Lucy Islands Conservancy is on the northwest coast of British Columbia, within the traditional territory of the Coast Tsimshian which includes both the Metlakatla and Lax Kw’alaams First Nations. Lucy Islands has been used since time immemorial by the Coast Tsimshian for cultural, social, ceremonial, and economic purposes.
Lucy Islands hosts a unique combination of cultural and natural values in a small area. The very wet coastal hemlock forest on the archipelago is a significant breeding area for a variety of seabirds. The rhinoceros auklet is the most abundant seabird on Lucy Islands and builds underground burrows to nest. These nests are very sensitive to disturbance, which is why it’s very important to stay on the boardwalk.
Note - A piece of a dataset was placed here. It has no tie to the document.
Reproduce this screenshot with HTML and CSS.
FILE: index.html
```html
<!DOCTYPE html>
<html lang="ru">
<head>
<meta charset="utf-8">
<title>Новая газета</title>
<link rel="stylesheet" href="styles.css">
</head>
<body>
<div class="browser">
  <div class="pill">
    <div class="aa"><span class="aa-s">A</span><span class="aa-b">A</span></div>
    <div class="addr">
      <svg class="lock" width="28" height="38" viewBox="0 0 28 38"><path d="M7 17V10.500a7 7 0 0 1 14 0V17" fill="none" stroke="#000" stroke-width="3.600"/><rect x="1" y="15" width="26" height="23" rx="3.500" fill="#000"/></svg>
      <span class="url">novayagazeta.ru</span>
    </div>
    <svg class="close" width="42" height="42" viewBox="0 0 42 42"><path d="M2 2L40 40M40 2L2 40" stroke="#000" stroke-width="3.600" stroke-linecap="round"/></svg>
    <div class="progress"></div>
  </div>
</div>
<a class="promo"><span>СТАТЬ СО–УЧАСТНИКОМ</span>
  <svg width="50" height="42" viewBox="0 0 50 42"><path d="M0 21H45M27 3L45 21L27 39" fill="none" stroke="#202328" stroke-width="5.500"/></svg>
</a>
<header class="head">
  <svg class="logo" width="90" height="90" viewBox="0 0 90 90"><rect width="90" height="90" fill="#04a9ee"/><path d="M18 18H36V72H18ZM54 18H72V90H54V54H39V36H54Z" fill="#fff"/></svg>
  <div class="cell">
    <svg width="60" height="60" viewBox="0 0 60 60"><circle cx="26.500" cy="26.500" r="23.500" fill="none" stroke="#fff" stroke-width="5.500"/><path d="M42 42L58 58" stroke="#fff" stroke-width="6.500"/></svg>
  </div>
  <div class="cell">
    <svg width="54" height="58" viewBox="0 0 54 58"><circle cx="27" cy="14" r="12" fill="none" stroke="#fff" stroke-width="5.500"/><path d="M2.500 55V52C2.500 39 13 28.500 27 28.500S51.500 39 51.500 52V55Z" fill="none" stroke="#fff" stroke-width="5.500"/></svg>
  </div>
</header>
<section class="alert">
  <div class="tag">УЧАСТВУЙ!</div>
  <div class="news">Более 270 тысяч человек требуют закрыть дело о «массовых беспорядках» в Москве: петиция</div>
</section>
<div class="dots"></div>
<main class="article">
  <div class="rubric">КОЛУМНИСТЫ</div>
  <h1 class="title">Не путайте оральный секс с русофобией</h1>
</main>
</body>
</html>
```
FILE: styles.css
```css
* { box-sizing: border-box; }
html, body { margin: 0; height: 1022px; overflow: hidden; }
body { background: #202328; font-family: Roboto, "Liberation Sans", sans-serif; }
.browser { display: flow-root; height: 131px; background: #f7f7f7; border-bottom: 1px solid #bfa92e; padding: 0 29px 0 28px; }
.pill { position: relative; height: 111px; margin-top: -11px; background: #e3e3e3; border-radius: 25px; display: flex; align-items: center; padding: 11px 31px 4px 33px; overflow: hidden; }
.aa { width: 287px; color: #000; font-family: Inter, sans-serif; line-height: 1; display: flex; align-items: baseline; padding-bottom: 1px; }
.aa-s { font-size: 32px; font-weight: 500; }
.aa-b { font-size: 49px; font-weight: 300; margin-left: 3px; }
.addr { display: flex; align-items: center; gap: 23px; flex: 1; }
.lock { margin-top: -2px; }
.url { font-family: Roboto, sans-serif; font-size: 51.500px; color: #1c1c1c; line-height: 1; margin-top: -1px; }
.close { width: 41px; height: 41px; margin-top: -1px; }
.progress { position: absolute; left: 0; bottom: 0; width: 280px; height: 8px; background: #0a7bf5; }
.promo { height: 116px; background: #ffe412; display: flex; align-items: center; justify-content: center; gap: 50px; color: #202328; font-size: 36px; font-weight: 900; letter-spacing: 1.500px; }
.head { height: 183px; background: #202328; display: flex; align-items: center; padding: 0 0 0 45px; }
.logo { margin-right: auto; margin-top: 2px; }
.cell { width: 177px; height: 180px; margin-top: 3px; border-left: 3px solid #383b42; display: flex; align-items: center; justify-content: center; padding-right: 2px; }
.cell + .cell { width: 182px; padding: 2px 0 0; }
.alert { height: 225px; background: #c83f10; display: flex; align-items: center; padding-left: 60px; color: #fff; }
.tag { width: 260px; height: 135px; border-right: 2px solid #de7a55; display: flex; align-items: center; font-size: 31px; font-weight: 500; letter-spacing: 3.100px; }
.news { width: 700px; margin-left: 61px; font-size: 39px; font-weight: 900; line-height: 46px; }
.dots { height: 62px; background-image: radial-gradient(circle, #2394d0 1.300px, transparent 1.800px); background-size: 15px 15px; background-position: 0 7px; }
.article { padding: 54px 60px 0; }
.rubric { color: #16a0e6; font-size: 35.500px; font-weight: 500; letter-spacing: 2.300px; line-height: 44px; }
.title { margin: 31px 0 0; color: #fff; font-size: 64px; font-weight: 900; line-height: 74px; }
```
To fully enjoy Lucy Islands, visitors must respect and understand these values and the rules to protect them. Discover more about Lucy Islands on the interpretive signs found along the trail. Lucy Islands is significant in the protected area system.
The conservancy protects:
- A globally significant breeding and nesting habitat for seabirds, particularly rhinoceros auklets.
- An area with important Coast Tsimshian cultural values and documented archaeological sites.
- Important local recreational opportunities associated, including those related to the interpretation of the rhinoceros auklets, the area’s cultural values and associated navigational light.
A lighthouse is located on the east side of the largest island in the conservancy. Built in 1906, the lighthouse served as a manned station from 1907 to 1988. Other facilities that existed during that time include:
- residential buildings for the lighthouse keepers and their families.
- A boathouse on the southwest side of the main island.
- A helicopter pad not far from the boathouse on the western tip of the main island.
A 600-metre long boardwalk, which extended from one end of the island to the other, linked the helicopter pad and the residential buildings. In 1988, the lighthouse was automated and the house was removed. The boardwalk was left for visitors; to provide for safe and ongoing recreation opportunities, the boardwalk was completely replaced in 2010 and 2011.